Grâce à cette conjonction favorable, certaines d’entre elles ont pu passer au-dessus de la tête des éditeurs engoncés dans leurs habitudes machistes. L’exemple le plus éclatant est certainement celui de Pénélope Bagieu.
La longue histoire de Pénélope
La légende veut que ce soit un blog qui l’ait fait connaître. Mais auparavant, la jeune femme avait déjà en poche un diplôme de l’École nationale supérieure des arts décoratifs, avec une spécialisation dans l’animation et le multimédia, réalisé un court métrage d’animation passé sur Canal + nominé à Amiens et à Annecy et développé une sacrée expérience dans la publicité avec une campagne déclinée dans la presse, la télé et Internet.
Grâce à son Blog autobiographique Pénélope Jolicoeur (2007), l’éditeur Jean-Claude Gawsewitch la repère et la publie dans sa collection « tendance fille » avec son premier album, recueil de ses pages publiées sur Internet :Ma Vie est tout-à-fait passionnante (2008).

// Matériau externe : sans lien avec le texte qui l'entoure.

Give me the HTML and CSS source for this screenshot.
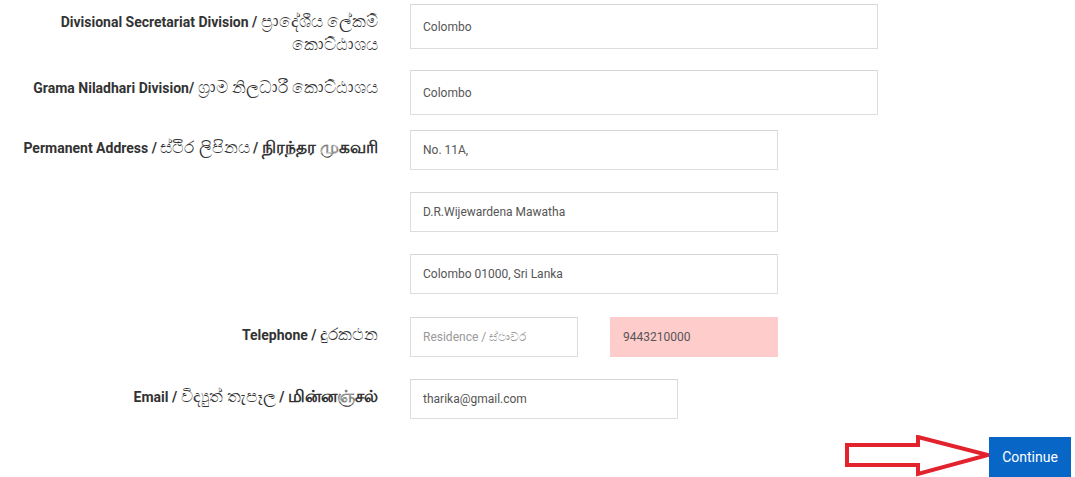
FILE: index.html
```html
<!DOCTYPE html>
<html lang="en">
<head>
<meta charset="utf-8">
<title>Registration form</title>
<link rel="stylesheet" href="styles.css">
</head>
<body>
<form class="form">
  <div class="row row-a">
    <label class="label">Divisional Secretariat Division / <span class="si">ප්‍රාදේශීය ලේකම් කොට්ඨාශය</span></label>
    <div class="field"><input class="input input-lg input-wide" type="text" value="Colombo"></div>
  </div>
  <div class="row row-b">
    <label class="label">Grama Niladhari Division/ <span class="si">ග්‍රාම නිලධාරී කොට්ඨාශය</span></label>
    <div class="field"><input class="input input-lg input-wide" type="text" value="Colombo"></div>
  </div>
  <div class="row row-addr">
    <label class="label">Permanent Address / <span class="si">ස්ථිර ලිපිනය</span> / <span class="ta">நிரந்தர முகவரி</span></label>
    <div class="field field-stack">
      <input class="input input-md" type="text" value="No. 11A,">
      <input class="input input-md" type="text" value="D.R.Wijewardena Mawatha">
      <input class="input input-md" type="text" value="Colombo 01000, Sri Lanka">
    </div>
  </div>
  <div class="row">
    <label class="label">Telephone / <span class="si">දුරකථන</span></label>
    <div class="field field-pair">
      <input class="input input-sm" type="text" placeholder="Residence / ස්ථාවර">
      <input class="input input-sm input-error" type="text" value="9443210000">
    </div>
  </div>
  <div class="row row-last">
    <label class="label">Email / <span class="si">විද්‍යුත් තැපෑල</span> / <span class="ta">மின்னஞ்சல்</span></label>
    <div class="field"><input class="input input-email" type="text" value="tharika@gmail.com"></div>
  </div>
  <div class="actions">
    <svg class="arrow" width="146" height="42" viewBox="0 0 146 42" aria-hidden="true">
      <polygon points="3,10 74,10 74,2 144,20 74,39 74,30 3,30" fill="#fff" stroke="#e2222c" stroke-width="4" stroke-linejoin="miter"/>
    </svg>
    <button class="btn" type="button">Continue</button>
  </div>
</form>
</body>
</html>
```
FILE: styles.css
```css
html, body {
  margin: 0;
  padding: 0;
  background: #fff;
}

body {
  font-family: Roboto, "Noto Sans", "DejaVu Sans", sans-serif;
  color: #333;
  overflow: hidden;
}

.form {
  display: flex;
  flex-direction: column;
  padding: 4px 4px 0 8px;
}

.row {
  display: flex;
  align-items: flex-start;
  gap: 32px;
  margin-bottom: 22px;
}

.row-a { margin-bottom: 13px; }
.row-b { margin-bottom: 15px; }
.row-addr { margin-bottom: 23px; }
.row-last { margin-bottom: 18px; }

.label {
  width: 370px;
  flex: 0 0 370px;
  box-sizing: border-box;
  padding-top: 7px;
  text-align: right;
  font-size: 14px;
  font-weight: 700;
  line-height: 23px;
  color: #333;
}

.si {
  font-size: 17px;
  font-weight: 400;
  line-height: 1;
}

.ta {
  font-size: 17px;
  line-height: 1;
}

.field {
  display: flex;
}

.field-stack {
  flex-direction: column;
  gap: 22px;
}

.field-pair {
  gap: 32px;
}

.input {
  box-sizing: border-box;
  height: 40px;
  border: 1px solid #ddd;
  border-top-color: #d6d6d6;
  background: #fff;
  padding: 0 12px;
  font-family: Roboto, "Noto Sans", sans-serif;
  font-size: 12px;
  color: #555;
  outline: none;
  margin: 0;
}

.input::placeholder {
  color: #999;
}

.input-lg { height: 45px; }
.input-wide { width: 468px; }
.input-md { width: 368px; }
.input-sm { width: 168px; }
.input-email { width: 268px; }

.input-error {
  background: #ffcccc;
  border-color: #ffcccc;
}

.actions {
  display: flex;
  justify-content: flex-end;
  align-items: flex-start;
}

.arrow {
  display: block;
  margin-top: -2px;
  margin-right: -1px;
}

.btn {
  width: 82px;
  height: 40px;
  border: 0;
  background: #0866c6;
  color: #fff;
  font-family: Roboto, "Noto Sans", sans-serif;
  font-size: 14px;
  padding: 0;
  cursor: pointer;
}
```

Une version en livre de poche et deux autres volumes issus de pages publiées dans la presse magazine : Joséphine, suivront. Elle multiplie les contrats d’illustration pour First ou Micro Application/Femme actuelle et devient la coqueluche des médias. C’est l’ascension de la star des blogs. Elle en arrive même à signer une ligne de lingerie.
Elle publie ces jours-ci chez Gallimard dans Bayou, la collection de Joann Sfar, Cadavres exquis où elle s’applique à raconter pour la première fois une histoire longue racontant une intrigue amoureuse dans le milieu littéraire d’aujourd’hui. La vie y est source du roman et le roman, une raison de vivre. C’est délicieusement raconté, le trait est observé, à la fois profond et léger.
Les souvenirs de Madeleine
Pas moins intéressant est le parcours de Madeleine Martin qui publie de façon contemporaine Les Madeleines de Mady chez Delcourt. Aucun parcours artistique : un Bac +5 avec du droit et de la communication. Sortie de l’université, elle se laisse envahir par son « à-côté passionnel », le dessin. Des rencontres l’amènent à faire de l’illustration et à tracer sa voie dans les arts appliqués : piges pour des magazines de graphisme, design pour des jeux vidéo, création dans des boîtes de pub. Mais elle trouve qu’elle tourne en rond artistiquement. Le Blog lui offre l’occasion de ses expérimentations graphiques et surtout d’envisager la narration, elle qui, jusqu’à présent, se cantonnait essentiellement dans l’illustration.
Elle croise David Chauvel, éditeur chez Delcourt, dans un salon de BD et lui envoie un lien. Le Blog séduit et l’éditeur lui propose de publier un livre.
Entre le Blog et l’imprimé, il y a une refonte complète et de nombreux bonus. « L’éditeur a eu un grand rôle de soutien, dit-elle. Il a restructuré l’ouvrage, m’a aidée dans ma sélection. C’était ma première expérience dans la BD donc, forcément, il m’a appris plein de choses… »
L’ouvrage fonctionne sur le principe du Daily Candy ou de la Madeleine de Proust : chaque petite note retient une anecdote agréable, furtive, qui fait sourire. Le dessin est sans façon ni chichi, mais incroyablement précis et juste.
« Les Blogs ont répondu à une attente d’un public qui était jusque là insatisfaite jusqu’à ce que les Blogs de fille arrivent, cela me paraît évident, » analyse Madeleine Martin.
Cette proposition nouvelle se démarque aussi bien dans le ton que dans l’expression graphique. On ne sait si la tendance sera pérenne, mais elle est à coup sûr, le miroir du temps.